3. PLG Log System (Promtail + Loki + Grafana): Grafana Labs offers the PLG stack, where Promtail collects logs, Loki stores them with label‑based indexing, and Grafana visualizes the data. Loki indexes only log labels, reducing storage cost and improving efficiency, while Grafana provides dashboards for time‑series and log data.
Grafana is an open‑source visualization and analysis tool that supports many data sources. Loki’s design, inspired by Prometheus, enables a horizontally scalable, highly available multi‑tenant log system.
Promtail acts as a log collection agent, discovering targets, attaching labels, and pushing logs to Loki; it currently supports local log files and systemd logs on AMD64.
4. PLG vs ELK Comparison:
4.1 ES vs Loki: Elasticsearch stores logs as unstructured JSON objects with full indexing for full‑text search, whereas Loki decouples storage, allowing disk or cloud (e.g., Amazon S3) storage and indexes only label pairs, lowering indexing cost but requiring LogQL for content queries.
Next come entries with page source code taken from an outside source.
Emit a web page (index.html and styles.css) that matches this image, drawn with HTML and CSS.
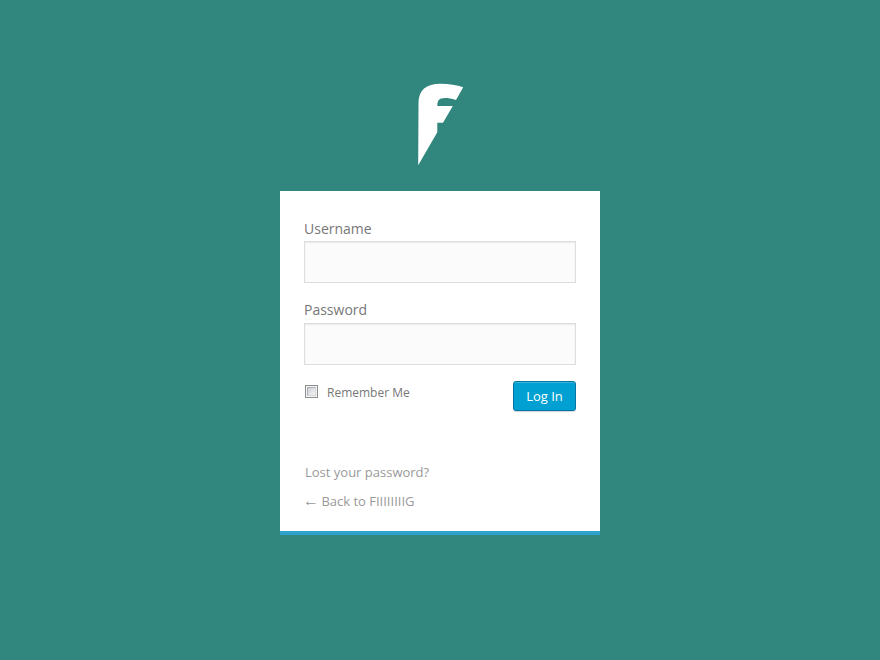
FILE: index.html
```html
<!DOCTYPE html>
<html lang="en">
<head>
<meta charset="utf-8">
<title>Log In</title>
<link rel="stylesheet" href="styles.css">
</head>
<body>
<main class="login">
  <svg class="logo" width="46" height="82" viewBox="418 83 46 82" aria-hidden="true"><path fill="#fff" d="M418.200 165.300L418.500 103C418.600 90 426 83.800 440.500 83.800C449 83.800 457 85 463.200 87.200L456 100C449 97.800 444.500 97.500 441 98.600C438.300 99.500 437.300 102 437.300 106H452.800L443 122.700H437.300V132.200Z"/></svg>
  <div class="card">
    <form>
      <label class="field">Username<input type="text"></label>
      <label class="field">Password<input type="password"></label>
      <div class="actions">
        <label class="remember"><input type="checkbox">Remember Me</label>
        <button type="button">Log In</button>
      </div>
    </form>
    <nav>
      <a>Lost your password?</a>
      <a><span class="arrow">←</span> Back to FIIIIIIIIG</a>
    </nav>
  </div>
</main>
</body>
</html>
```

FILE: styles.css
```css
*, *::before { box-sizing: border-box; }
body {
  margin: 0;
  min-height: 660px;
  background: #31877d;
  font-family: "Open Sans", sans-serif;
  color: #777;
}
.login {
  width: 320px;
  margin: 0 auto;
  padding-top: 83px;
}
.logo { display: block; overflow: visible; margin: 0 auto 26px 138px; }
.card {
  height: 344px;
  padding: 28px 24px 0;
  background: #fff;
  border-bottom: 4px solid #2ea2cc;
}
.field {
  display: block;
  height: 82px;
  font-size: 14px;
  line-height: 20px;
}
.field + .field { height: 80px; margin-top: -1px; }
.field input {
  display: block;
  width: 272px;
  height: 42px;
  margin: 2px 0 0;
  border: 1px solid #ddd;
  border-radius: 0;
  background: #fbfbfb;
  box-shadow: inset 0 1px 2px rgba(0, 0, 0, .07);
  outline: 0;
}
.field + .field input { margin-top: 3px; }
.actions {
  display: flex;
  justify-content: space-between;
  align-items: flex-start;
  height: 82px;
  margin-top: 1px;
}
.remember {
  display: flex;
  align-items: flex-start;
  font-size: 12px;
  line-height: 18px;
  padding-top: 3px;
}
.remember input {
  appearance: none;
  width: 13px;
  height: 13px;
  margin: 1px 9px 0 1px;
  border: 1px solid #8e8f8f;
  background: #f4f4f4;
  padding: 1px;
}
.remember input::before {
  content: "";
  display: block;
  width: 9px;
  height: 9px;
  border: 1px solid;
  border-color: #aeb3b9 #d5d5d8 #d5d5d8 #aeb3b9;
  background: linear-gradient(135deg, #cbcfd5, #f6f6f6);
}
button {
  width: 63px;
  height: 30px;
  padding: 0;
  border: 1px solid #0074a2;
  border-radius: 3px;
  background: #00a0d2;
  box-shadow: inset 0 1px 0 rgba(120, 200, 230, .5), 0 1px 0 rgba(0, 0, 0, .15);
  color: #fff;
  font: 13px/28px "Open Sans", sans-serif;
}
nav {
  display: flex;
  flex-direction: column;
  gap: 11px;
  padding-left: 1px;
  font-size: 13px;
  line-height: 18px;
  color: #999;
}
.arrow {
  display: inline-block;
  width: 13px;
  height: 18px;
  vertical-align: top;
  font-family: "Liberation Sans", sans-serif;
  font-size: 16px;
  text-indent: -2px;
}
```
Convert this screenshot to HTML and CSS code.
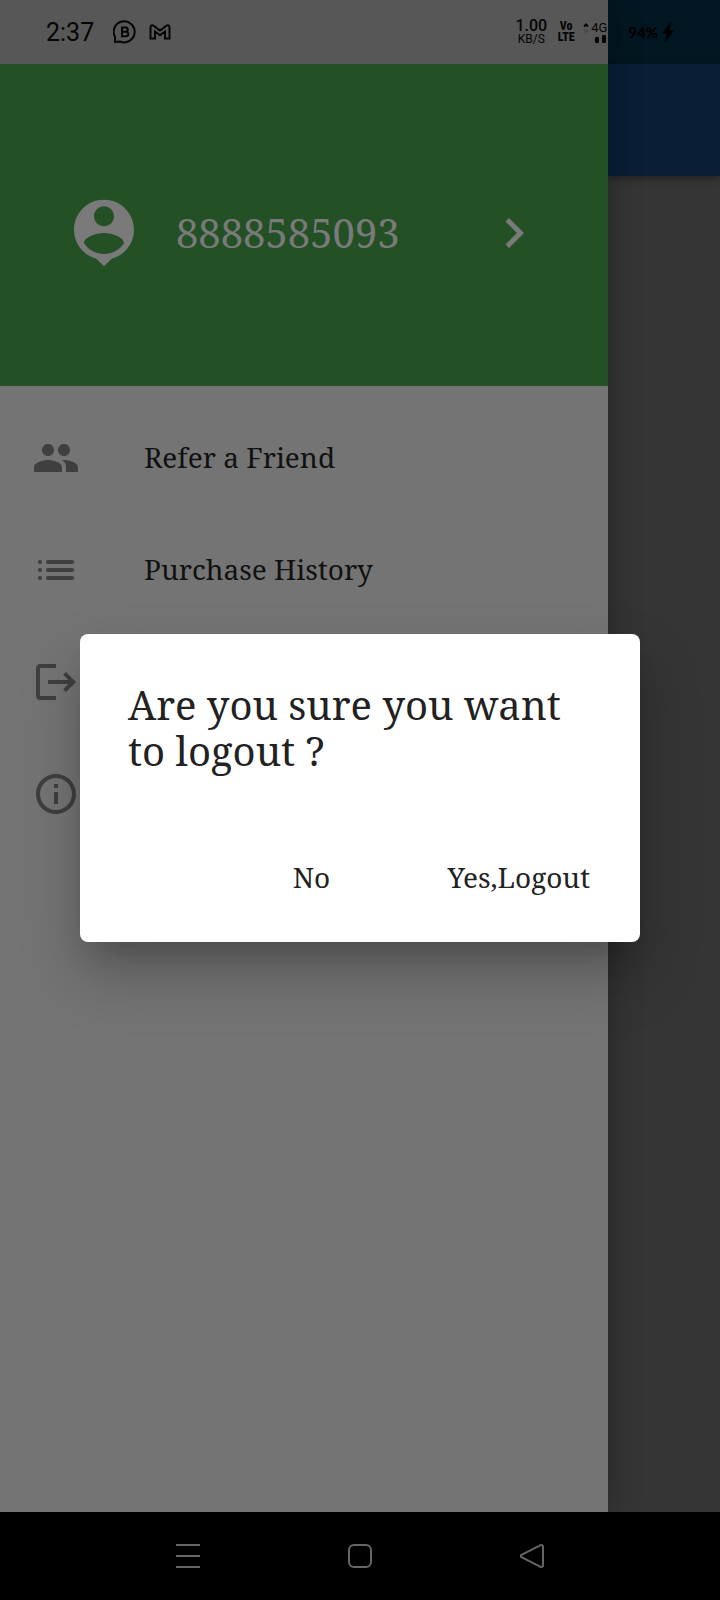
FILE: index.html
```html
<!DOCTYPE html>
<html lang="en">
<head>
<meta charset="utf-8">
<meta name="viewport" content="width=device-width, initial-scale=1">
<title>Logout</title>
<link rel="stylesheet" href="styles.css">
</head>
<body>
<div class="screen">
  <div class="app">
    <nav class="drawer">
      <div class="status-space"></div>
      <button class="account">
        <svg class="account-icon" viewBox="0 0 24 24" aria-hidden="true"><path d="M12 2c-4.97 0-9 4.03-9 9 0 4.17 2.84 7.67 6.69 8.69L12 22l2.31-2.31C18.16 18.67 21 15.17 21 11c0-4.97-4.03-9-9-9zm0 2c1.66 0 3 1.34 3 3s-1.34 3-3 3-3-1.34-3-3 1.34-3 3-3zm0 14.3c-2.5 0-4.71-1.28-6-3.22.03-1.99 4-3.08 6-3.08 1.99 0 5.97 1.09 6 3.08-1.29 1.94-3.5 3.22-6 3.22z"/></svg>
        <span class="phone">8888585093</span>
        <svg class="chevron" viewBox="0 0 24 24" aria-hidden="true"><path d="M10 6L8.59 7.41 13.17 12l-4.58 4.59L10 18l6-6z"/></svg>
      </button>
      <div class="menu">
        <button class="item">
          <svg class="icon" viewBox="0 0 24 24" aria-hidden="true"><path d="M16 11c1.66 0 2.99-1.34 2.99-3S17.66 5 16 5c-1.66 0-3 1.34-3 3s1.34 3 3 3zm-8 0c1.66 0 2.99-1.34 2.99-3S9.66 5 8 5C6.34 5 5 6.34 5 8s1.34 3 3 3zm0 2c-2.33 0-7 1.17-7 3.500V19h14v-2.500c0-2.330-4.670-3.500-7-3.500zm8 0c-.29 0-.62.02-.97.05 1.160.84 1.970 1.970 1.970 3.450V19h6v-2.500c0-2.330-4.670-3.500-7-3.500z"/></svg>
          <span class="label">Refer a Friend</span>
        </button>
        <button class="item">
          <svg class="icon" viewBox="0 0 24 24" aria-hidden="true"><rect x="3" y="7" width="2" height="2" rx=".8"/><rect x="3" y="11" width="2" height="2" rx=".8"/><rect x="3" y="15" width="2" height="2" rx=".8"/><rect x="7" y="7" width="14" height="2" rx=".9"/><rect x="7" y="11" width="14" height="2" rx=".9"/><rect x="7" y="15" width="14" height="2" rx=".9"/></svg>
          <span class="label">Purchase History</span>
        </button>
        <button class="item" aria-label="Logout">
          <svg class="icon" viewBox="0 0 24 24" aria-hidden="true"><path d="M17 7l-1.410 1.410L18.170 11H8v2h10.170l-2.580 2.580L17 17l5-5zM4 5h8V3H4c-1.100 0-2 .9-2 2v14c0 1.100.9 2 2 2h8v-2H4z"/></svg>
        </button>
        <button class="item" aria-label="About">
          <svg class="icon" viewBox="0 0 24 24" aria-hidden="true"><path d="M11 7h2v2h-2zm0 4h2v6h-2zm1-9C6.480 2 2 6.480 2 12s4.480 10 10 10 10-4.480 10-10S17.520 2 12 2zm0 18c-4.410 0-8-3.590-8-8s3.590-8 8-8 8 3.590 8 8-3.590 8-8 8z"/></svg>
        </button>
      </div>
    </nav>
    <main class="page">
      <div class="page-status"></div>
      <div class="page-bar"></div>
    </main>
    <header class="status">
      <span class="clock">2:37</span>
      <svg class="chat" viewBox="0 0 24 24" aria-hidden="true"><path d="M2 22V17A10.500 10.500 0 1 1 7 21.500Q5 21.500 2 22Z"/><path d="M9 7.500h3.600a2.100 2.100 0 0 1 0 4.300H9zM9 11.800h4a2.200 2.200 0 0 1 0 4.500H9z"/></svg>
      <svg class="mail" viewBox="0 0 22 16" aria-hidden="true"><path d="M1.500 14.500V3Q2 .5 4.500 1.600L11 6.500 17.500 1.600Q20 .5 20.500 3V14.500H16V7.500L11 11.200 6 7.500V14.500Z"/></svg>
      <span class="spacer"></span>
      <span class="speed"><span class="rate">1.00</span><span class="unit">KB/S</span></span>
      <span class="volte"><span>Vo</span><span>LTE</span></span>
      <span class="network">
        <span class="net-row"><svg class="arrows" viewBox="0 0 6 10" aria-hidden="true"><path d="M1 3.500L3 1.500 5 3.500"/><path class="dim" d="M1 7L3 9 5 7"/></svg><span class="gen">4G</span></span>
        <svg class="bars" viewBox="0 0 26 20" aria-hidden="true"><rect x="0" y="14" width="4" height="6" rx="1"/><rect x="7" y="12" width="4" height="8" rx="1"/><rect class="faint" x="15" y="7" width="3" height="13" rx="1"/><rect class="faint" x="22" y="0" width="3" height="20" rx="1"/></svg>
      </span>
      <span class="battery">94%</span>
      <svg class="bolt" viewBox="0 0 12 22" aria-hidden="true"><path d="M9 0L0 12.500H4.500L3 22 12 9H7.500Z"/></svg>
    </header>
    <div class="overlay">
      <div class="dialog" role="alertdialog" aria-modal="true" aria-labelledby="dialog-title">
        <h1 class="title" id="dialog-title">Are you sure you want to logout ?</h1>
        <div class="actions">
          <button class="action">No</button>
          <button class="action">Yes,Logout</button>
        </div>
      </div>
    </div>
  </div>
  <footer class="system">
    <button class="key" aria-label="Recent apps"><svg viewBox="0 0 24 24"><path d="M0 1H24M0 12H24M0 23H24"/></svg></button>
    <button class="key" aria-label="Home"><svg viewBox="0 0 24 24"><rect x="1" y="1" width="22" height="22" rx="5"/></svg></button>
    <button class="key" aria-label="Back"><svg viewBox="0 0 24 24"><path d="M1.500 10.800L20.500 1.200Q23 .5 23 3V21Q23 23.500 20.500 22.800L1.500 13.200Q0 12 1.500 10.800Z"/></svg></button>
  </footer>
</div>
</body>
</html>
```

FILE: styles.css
```css
* { box-sizing: border-box; }

body {
  margin: 0;
  background: #000;
  font-family: "Noto Serif", "Droid Serif", "Liberation Serif", serif;
}

button {
  border: 0;
  padding: 0;
  background: none;
  color: inherit;
  font: inherit;
  text-align: left;
}

svg { display: block; flex: none; }

.screen {
  display: flex;
  flex-direction: column;
  min-height: 100vh;
}

.app {
  position: relative;
  flex: 1;
  display: flex;
}

.drawer {
  position: relative;
  flex: 0 0 auto;
  width: calc(100% - 112px);
  background: #747474;
  box-shadow: 0 0 32px rgba(0, 0, 0, .3);
}

.status-space { height: 64px; background: #575757; }

.account {
  display: flex;
  align-items: center;
  width: 100%;
  height: 322px;
  padding: 16px 64px 0;
  background: #245026;
  color: #7a7a7a;
  fill: currentColor;
}

.account-icon { width: 80px; height: 80px; }
.phone { flex: 1; padding: 0 0 2px 32px; font-size: 40px; }
.chevron { width: 60px; height: 60px; }

.menu { padding-top: 16px; }

.item {
  display: flex;
  align-items: center;
  gap: 64px;
  width: 100%;
  height: 112px;
  padding: 0 32px;
  color: #111;
  font-size: 28px;
}

.label { padding-bottom: 2px; }

.icon { width: 48px; height: 48px; fill: #3f3f3f; }

.page { flex: 1; background: #353535; }
.page-status { height: 64px; background: #031722; }
.page-bar {
  height: 112px;
  background: #081f35;
  box-shadow: 0 2px 8px rgba(0, 0, 0, .4);
}

.status {
  position: absolute;
  inset: 0 0 auto;
  display: flex;
  align-items: center;
  height: 64px;
  padding: 0 46px;
  color: #050505;
  font-family: Roboto, sans-serif;
}

.clock { width: 67px; font-size: 25px; }
.chat { width: 24px; height: 24px; fill: none; stroke: #050505; stroke-width: 2; }
.mail { width: 22px; height: 16px; margin-left: 12px; fill: none; stroke: #050505; stroke-width: 2; }
.spacer { flex: 1; }

.speed { display: flex; flex-direction: column; align-items: center; margin-right: 10px; }
.rate { font-size: 16px; font-weight: 500; line-height: 14px; }
.unit { font-size: 12px; line-height: 12px; }

.volte {
  display: flex;
  flex-direction: column;
  align-items: center;
  width: 18px;
  margin-right: 8px;
  font-family: "Roboto Condensed", "Open Sans Condensed", Roboto, sans-serif;
  font-size: 12px;
  font-weight: 800;
  line-height: 11px;
}

.network { position: relative; width: 38px; height: 22px; margin-right: 7px; }
.net-row { display: flex; align-items: center; gap: 2px; }
.arrows { width: 6px; height: 10px; fill: none; stroke: #050505; stroke-width: 2; }
.dim { stroke: #484848; }
.gen { font-size: 13px; line-height: 13px; }
.bars { position: absolute; right: 0; bottom: 0; width: 26px; height: 20px; fill: #050505; }
.faint { fill: #03121b; }
.battery { margin-right: 4px; color: #000; font-family: Lato, sans-serif; font-size: 15px; font-weight: 900; }
.bolt { width: 12px; height: 22px; fill: #000; }

.overlay {
  position: absolute;
  inset: 64px 0 0;
  display: flex;
  align-items: center;
  justify-content: center;
  padding: 0 80px;
}

.dialog {
  width: 100%;
  max-width: 560px;
  border-radius: 8px;
  background: #fff;
  color: #222;
  box-shadow: 0 22px 30px -14px rgba(0, 0, 0, .2), 0 32px 60px 4px rgba(0, 0, 0, .2);
}

.title {
  margin: 0;
  padding: 48px 48px 56px;
  font-size: 40px;
  font-weight: 400;
  line-height: 46px;
}

.actions {
  display: flex;
  justify-content: flex-end;
  gap: 16px;
  padding: 0 18px 16px;
}

.action {
  min-width: 176px;
  height: 96px;
  padding: 0 32px 2px;
  font-size: 28px;
  text-align: center;
}

.system {
  display: flex;
  align-items: center;
  justify-content: center;
  gap: 148px;
  height: 88px;
  background: #000;
}

.key { width: 24px; height: 24px; }
.key svg { width: 24px; height: 24px; fill: none; stroke: #666; stroke-width: 2; }
```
4.2 Fluentd vs Promtail: Promtail is tailored for Loki, providing service discovery for Kubernetes pods and attaching the same labels used by Prometheus, enabling unified label management.
4.3 Grafana vs Kibana: Kibana offers rich visualizations and advanced features like anomaly detection, while Grafana focuses on time‑series data and can display logs and metrics together on the same dashboard.